Todos esos recuerdos los atesora con gran nostalgia la familia Molares, junto a varios álbumes de viejas fotografías que evidencian el esplendor de un lugar, mágico para ellos y seductor para quienes se maravillaban con solo ver su fachada llena de jardines, que hoy parece haber perdido su encanto. La casa Galicia fue vendida a finales de los 80 a una empresa de cerámicas y acabados y desde entonces no volvió a ser la misma. “Vendimos porque pusieron el mercado de Bazurto y había que tener un celador 24 horas. La zona se volvió insegura con los robos, los ladrones se metían por la parte de atrás y en ese momento solo vivíamos cuatro personas allí y mi mamá ya estaba bastante enferma”, afirma Eugenio.
“Hace unos días, en una red social, un investigador compartió una foto de la casa en las condiciones que está ahora. Eso nos revolvió a todos, porque cuando la vendimos, el compromiso era conservarla”, dice Mónica.
“Toda su belleza, encanto y entorno se ha perdido y muchos elementos externos fueron despojados y retirados. Hoy solo queda una fachada mutilada y descuidada”, exponen Mábel y Adriana en una breve reseña de lo que fue Galicia.
“Invitamos a la empresa que compró la casa a que recupere el jardín. No pedimos que pongan los mismos pinos, pero que por lo menos traten de mantenerla en buenas condiciones porque Galicia no solo era de los Molares, es también de la ciudad”, propone Ramón, nieto de Adriano Molares.
El caso de Galicia se asemeja a muchos otros, de casas que deberían ser consideradas y protegidas como bienes patrimoniales de Cartagena y hoy se pierden de nuestras miradas al mismo ritmo que “crece” la ciudad.
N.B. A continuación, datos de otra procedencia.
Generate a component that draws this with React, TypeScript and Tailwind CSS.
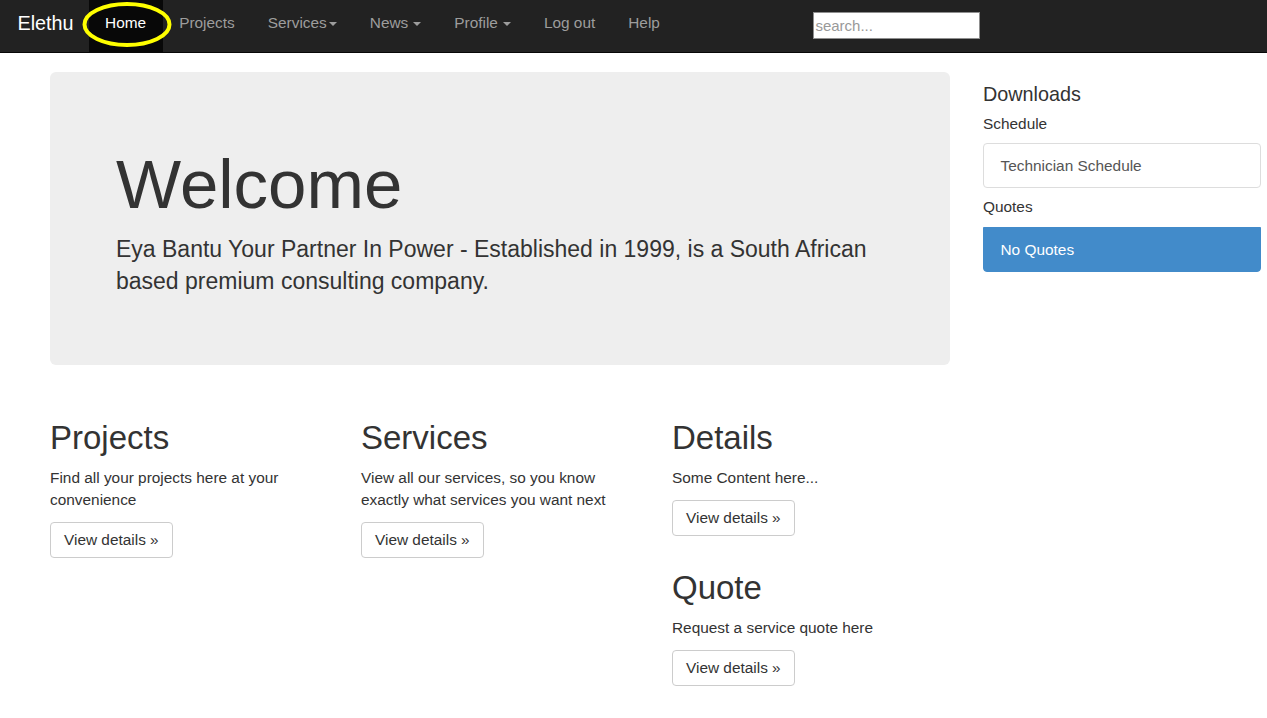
import React from 'react';

const NAV_ITEMS = [
  { label: 'Home', active: true },
  { label: 'Projects' },
  { label: 'Services', caret: 'tight' },
  { label: 'News', caret: 'spaced' },
  { label: 'Profile', caret: 'spaced' },
  { label: 'Log out' },
  { label: 'Help' },
];

const COLUMNS = [
  {
    title: 'Projects',
    text: 'Find all your projects here at your convenience',
  },
  {
    title: 'Services',
    text: 'View all our services, so you know exactly what services you want next',
  },
];

function Caret({ spaced }: { spaced?: boolean }) {
  return (
    <span
      className={`inline-block w-0 h-0 align-middle border-t-[4px] border-x-[4px] border-t-current border-x-transparent ${
        spaced ? 'ml-[5px]' : 'ml-[2px]'
      }`}
    />
  );
}

function DetailsButton() {
  return (
    <button className="mt-[11px] h-[36px] px-[13px] border border-[#ccc] rounded-[4px] bg-white text-[#333] text-[15.4px] leading-[22px]">
      View details &raquo;
    </button>
  );
}

function Block({ title, text, className = '' }: { title: string; text: string; className?: string }) {
  return (
    <div className={className}>
      <h2 className="text-[33px] leading-[36px] text-[#333]">{title}</h2>
      <p className="mt-[11px]">{text}</p>
      <DetailsButton />
    </div>
  );
}

export default function App() {
  return (
    <div className="min-h-screen bg-white text-[#333] text-[15.4px] leading-[22px] font-['Liberation_Sans',Arial,sans-serif]">
      {/* Navbar */}
      <nav className="relative h-[53px] bg-[#222] border-b border-[#080808] flex items-stretch">
        <a className="pt-[12px] pl-[17.5px] pr-[15px] text-[19.8px] leading-[22px] text-white">Elethu</a>
        <ul className="flex">
          {NAV_ITEMS.map((item) => (
            <li
              key={item.label}
              className={`pt-[12px] px-[16.5px] whitespace-nowrap ${
                item.active ? 'bg-[#080808] text-white' : 'text-[#9d9d9d]'
              }`}
            >
              {item.label}
              {item.caret && <Caret spaced={item.caret === 'spaced'} />}
            </li>
          ))}
        </ul>
        <div className="ml-[137px] pt-[12px]">
          <input
            type="text"
            placeholder="search..."
            className="w-[167px] h-[27px] bg-white border border-[#8f8f8f] pl-[1px] text-[15px] text-[#333] placeholder:text-[#999] outline-none"
          />
        </div>
        {/* highlight annotation */}
        <svg className="absolute left-0 top-0 pointer-events-none" width="200" height="53">
          <ellipse cx="127" cy="24.5" rx="42.5" ry="20.5" fill="none" stroke="#ffff00" strokeWidth="4" />
        </svg>
      </nav>

      <div className="flex pl-[50px] gap-[33px]">
        {/* Main column */}
        <main className="w-[900px]">
          <div className="mt-[19px] rounded-[6px] bg-[#eee] pt-[75px] pb-[68px] px-[66px]">
            <h1 className="text-[69px] leading-[76px] text-[#333]">Welcome</h1>
            <p className="mt-[10px] text-[23px] leading-[32px]">
              Eya Bantu Your Partner In Power - Established in 1999, is a South African based premium
              consulting company.
            </p>
          </div>

          <div className="grid grid-cols-3 gap-x-[33px] mt-[55px]">
            {COLUMNS.map((col) => (
              <Block key={col.title} title={col.title} text={col.text} />
            ))}
            <div>
              <Block title="Details" text="Some Content here..." />
              <Block className="mt-[34px]" title="Quote" text="Request a service quote here" />
            </div>
          </div>
        </main>

        {/* Sidebar */}
        <aside className="w-[278px] pt-[30px]">
          <h4 className="text-[19.8px] leading-[22px]">Downloads</h4>
          <div className="mt-[8px]">Schedule</div>
          <div className="mt-[8px] h-[45px] flex items-center pl-[16.5px] border border-[#ddd] rounded-[4px] text-[#555]">
            Technician Schedule
          </div>
          <div className="mt-[8px]">Quotes</div>
          <div className="mt-[9px] h-[45px] flex items-center pl-[16.5px] bg-[#428bca] border border-[#428bca] rounded-b-[4px] text-white">
            No Quotes
          </div>
        </aside>
      </div>
    </div>
  );
}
“De la Galicia que de jóvenes admirábamos al pasar, como una de las más hermosas quintas cartageneras, hoy queda poco. Se resiste a desaparecer uno de los sueños de un inmigrante español que quiso plantar en Cartagena de Indias un pedazo de su tierra natal”, concluye el arquitecto y restaurador Alberto Zabaleta Puello.